I’ve seen Oppenheimer three times, on three different screens. I’ll probably see it again, and I’d also like to see Godzilla Minus One on the big screen again. It’s easy to say “this film is about survivor’s guilt”, “this movie is about PTSD”, “this movie is about the horror of war”. Both of these films force their viewers to experience that horror in the context of a genre movie, a blockbuster—one a Kaiju Movie, and one a Great Man Biopic. And in both cases, they subvert their genres. Oppenheimer asks what happens when a movie uses all the its genre cues to tell us we’re watching a Great Man, right up until the moment that man does one of the worst things anyone has ever done. Godzilla Minus One uses the tropes of a kaiju movie, already rooted in a discussion of nuclear war, and twists it to explore survivor’s guilt—and then to take it a step further to look at what happens when the survivors face death again.
Along the way, both films use their genre to help their audience understand a fact that is too large for the human mind to hold: by inventing the atomic bomb, and allowing nuclear war to be a possibility, we might have doomed ourselves.

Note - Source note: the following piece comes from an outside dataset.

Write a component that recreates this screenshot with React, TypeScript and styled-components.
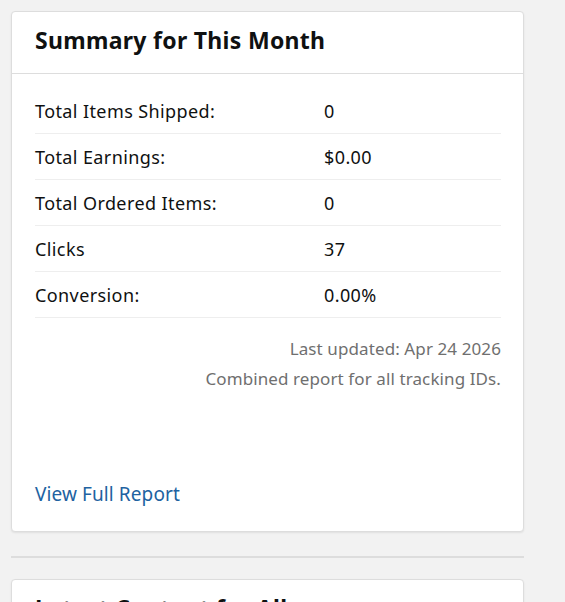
import React from "react";
import styled, { createGlobalStyle } from "styled-components";

const GlobalStyle = createGlobalStyle`
  html, body {
    margin: 0;
    padding: 0;
    background: #f2f2f2;
    font-family: "Noto Sans", "Liberation Sans", Arial, sans-serif;
    color: #0f1111;
  }
`;

type Stat = { label: string; value: string };

const stats: Stat[] = [
  { label: "Total Items Shipped:", value: "0" },
  { label: "Total Earnings:", value: "$0.00" },
  { label: "Total Ordered Items:", value: "0" },
  { label: "Clicks", value: "37" },
  { label: "Conversion:", value: "0.00%" },
];

const App = () => {
  return (
    <>
      <GlobalStyle />
      <Page>
        <Card>
          <CardHeader>
            <Title>Summary for This Month</Title>
          </CardHeader>
          <CardBody>
            <StatList>
              {stats.map((s) => (
                <StatRow key={s.label}>
                  <Label>{s.label}</Label>
                  <Value>{s.value}</Value>
                </StatRow>
              ))}
            </StatList>
            <Notes>
              <Note>Last updated: Apr 24 2026</Note>
              <Note>Combined report for all tracking IDs.</Note>
            </Notes>
            <ReportLink href="#">View Full Report</ReportLink>
          </CardBody>
        </Card>
        <Separator />
        <Card>
          <CardHeader>
            <Title>Latest Content for All</Title>
          </CardHeader>
        </Card>
      </Page>
    </>
  );
};

export default App;

const Page = styled.div`
  width: 513px;
  padding: 11px 0 0 11px;
  display: flex;
  flex-direction: column;
`;

const Card = styled.div`
  background: #ffffff;
  border: 1px solid #dddddd;
  border-radius: 4px;
  box-shadow: rgba(0, 0, 0, 0.08) 0px 1px 2px 0px;
`;

const CardHeader = styled.div`
  height: 62px;
  padding: 0 23px 6px;
  box-sizing: border-box;
  display: flex;
  align-items: center;
  border-bottom: 1px solid #dddddd;
`;

const Title = styled.h2`
  margin: 0;
  font-size: 23px;
  font-weight: 700;
  letter-spacing: 0.3px;
  color: #0f1111;
`;

const CardBody = styled.div`
  padding: 14px 22px 25px 23px;
  display: flex;
  flex-direction: column;
`;

const StatList = styled.div`
  display: flex;
  flex-direction: column;
`;

const StatRow = styled.div`
  height: 45px;
  display: grid;
  grid-template-columns: 289px 1fr;
  align-items: center;
  border-bottom: 1px solid #eeeeee;
  font-size: 18px;
  letter-spacing: 0.4px;
`;

const Label = styled.span`
  color: #0f1111;
`;

const Value = styled.span`
  color: #0f1111;
`;

const Notes = styled.div`
  margin-top: 19px;
  display: flex;
  flex-direction: column;
  align-items: flex-end;
  gap: 7px;
`;

const Note = styled.div`
  font-size: 17px;
  line-height: 23px;
  color: #6f6f6f;
  letter-spacing: 0.1px;
`;

const ReportLink = styled.a`
  margin-top: 92px;
  font-size: 19px;
  line-height: 24px;
  color: #2162a1;
  text-decoration: none;
  letter-spacing: 0.1px;
  align-self: flex-start;
`;

const Separator = styled.div`
  height: 2px;
  background: #dddddd;
  margin: 24px 0 21px;
`;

We’ve probably doomed ourselves. For the rest of humanity’s existence, it will have to contend with what happened at the end of World War II. It will have to do that because politicians and bureaucrats made some disastrous decisions, and left the rest of us to live with them.
One of the reasons this movie made me cry—a thing that does not usually happen—is that, in contrast to Oppenheimer, it chooses hope in the face of despair. Maybe that makes it a lesser film in a way, but I would like to think not. I would like to think that watching people pull together to choose life in the face of death can also make for a genre-defining masterpiece.